CDPR hasn't been able to find a sweet spot for create since it was introduced. When silver runestones offered a choice of only 2 cards (and some bronzes only one), nobody was happy, since it either offered absolute rubbish and lost the game, or just highrolled and won the game. The current version now offers almost no risk of losing due to getting a bad draw, especially when we have pseudo cloning cards like bribery.
Part of this is more to do with the fact that Gwent forces you to include only good cards in your 25 card deck. And given the higher range of provision costs for most golds, the odds narrow even further for for your opponent to be offered a game changing card. I'd argue perhaps the problem lies with neutral golds being too strong in their effects that people favour them over other faction-specific cards. The problem still remains in same faction matches, even if you restrict neutrals from the pool. That, and NG has Letho: Kingslayer. Just another example of thinking fation identity = more of the same
- Focus on broadening the archetypes that are currently rubbish; traps, elves, spies, specters, beasts, witchers, Redania, bandits
- Temper back the out of control meta's; mystic dwarves, seize, deathwish. Dwarves is easy, just don't let Novigrad Justice be a ST card. DW needs to reduce the value on its' cards (all the 5 prov cards are 8 points).
Traps is fairly limited, but what it does have is quite powerful. There is some fixing that needs to be done, particularly where SY cards have their effect totally bypass the trap's ability and resolve. Fire trap with 5 points of damage is very effective in forcing your opponent to play big or small nonessential cards. Where traps get clunky is the units that benefit from them tend not to see play since they project your next move, making it better to place the traps first. Also the paint by numbers approach a lot of meta decks tend to have means deploying traps earlier than you'd like to to interupt their strategy for the round. Maybe traps could have row dependent ability where on one row it triggers per its text and gains a command detonated delay (Order: at the end of the turn, arm the trap. Trap then activates its ability as per text description).

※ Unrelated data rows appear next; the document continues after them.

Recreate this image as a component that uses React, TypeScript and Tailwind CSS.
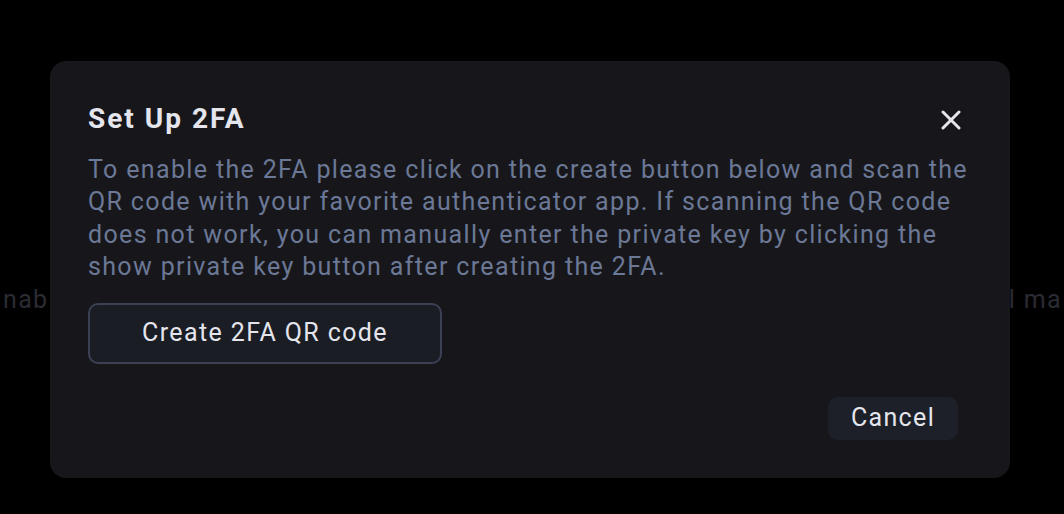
import React from "react";

export default function App() {
  return (
    <div
      className="relative w-[1064px] h-[514px] overflow-hidden bg-black"
      style={{ fontFamily: "Roboto, 'Noto Sans', sans-serif" }}
    >
      {/* background page text */}
      <div className="flex justify-between items-center pt-[284px] text-[25px] leading-[32px] tracking-[1.35px] text-[#2a2b33]">
        <span className="ml-[3px]">nab</span>
        <span className="mr-[2px]">l ma</span>
      </div>

      {/* modal */}
      <div className="absolute left-[50px] top-[61px] w-[960px] h-[417px] rounded-[16px] bg-[#17171b] pl-[38px] pr-[38px] pt-[39px] flex flex-col">
        <div className="flex items-start justify-between">
          <h2 className="text-[28px] leading-[38px] font-bold tracking-[2px] text-[#e4e5ed]">Set Up 2FA</h2>
          <button className="mt-[10px] mr-[11px] w-[20px] h-[20px] flex items-center justify-center">
            <svg width="20" height="20" viewBox="0 0 20 20" fill="none">
              <path d="M2 2L18 18M18 2L2 18" stroke="#e4e5ed" strokeWidth="3" strokeLinecap="round" />
            </svg>
          </button>
        </div>
        <p className="mt-[16px] text-[25px] leading-[32.4px] tracking-[1.35px] text-[#6b7896]">
          To enable the 2FA please click on the create button below and scan the QR code with your favorite authenticator app. If scanning the QR code does not work, you can manually enter the private key by clicking the show private key button after creating the 2FA.
        </p>
        <div className="mt-[19px]">
          <button className="w-[354px] h-[61px] rounded-[10px] border-2 border-[#3b4054] bg-[#1b1d25] text-[25px] tracking-[1.4px] text-[#e4e5ed]">
            Create 2FA QR code
          </button>
        </div>
        <div className="mt-[33px] flex justify-end pr-[14px]">
          <button className="w-[130px] h-[43px] rounded-[10px] bg-[#1d2028] text-[25px] tracking-[1.35px] text-[#e4e5ed]">
            Cancel
          </button>
        </div>
      </div>
    </div>
  );
}
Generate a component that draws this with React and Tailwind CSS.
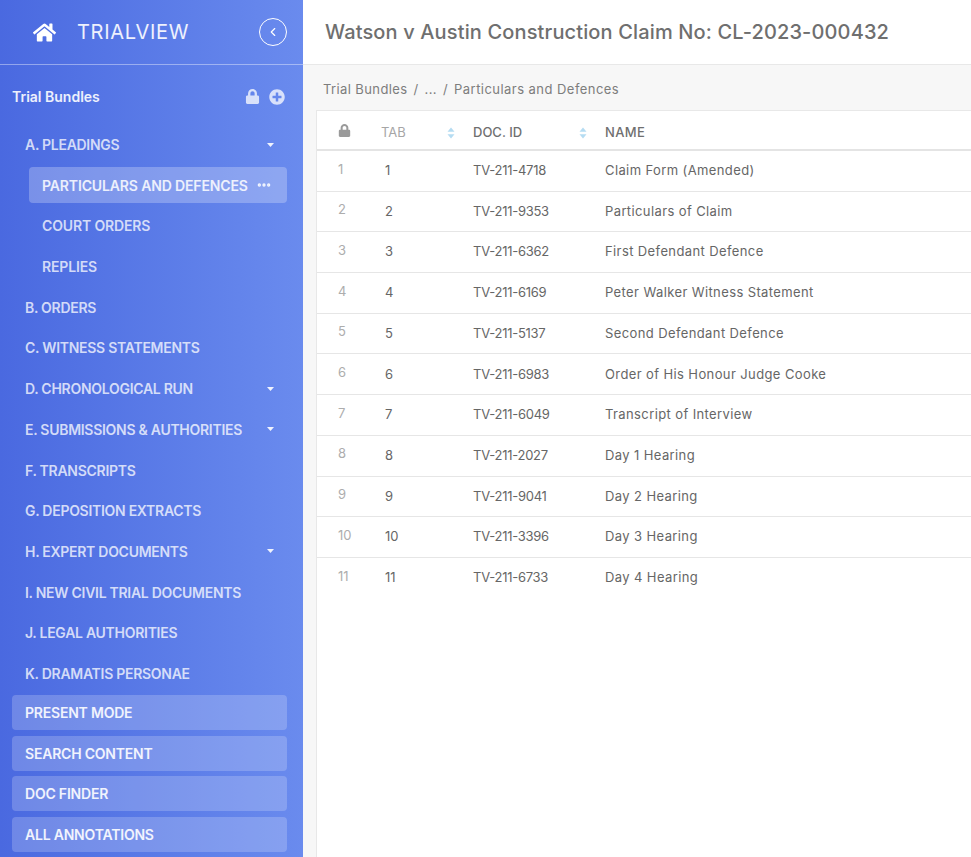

I don't get why Novigrad Justice is a SY/ST card. Lorewise, ST did have some dealings with smugglers and other criminals in the Witcher games, but for the most part, none of what CDPR is calling the Syndicate expressed any real sympathy for them. I can think of only one quest that kind of fits in with the whole theme of non-humans out for some rough justice, but that one had 3 elves looking to kill a human they thought had sold them some poisoned drugs. As for the card in the game, this was another one that should have been anticipated as another problem interaction where strong dwarf cards and replayability exist. I think it largely got ignored since there wasn't really a dwarf meta when the Novigrad expansion launched. But we've been through this cycle before with a card or leader limiting ST's design space, particularly where solid dwarf archetypes are involved.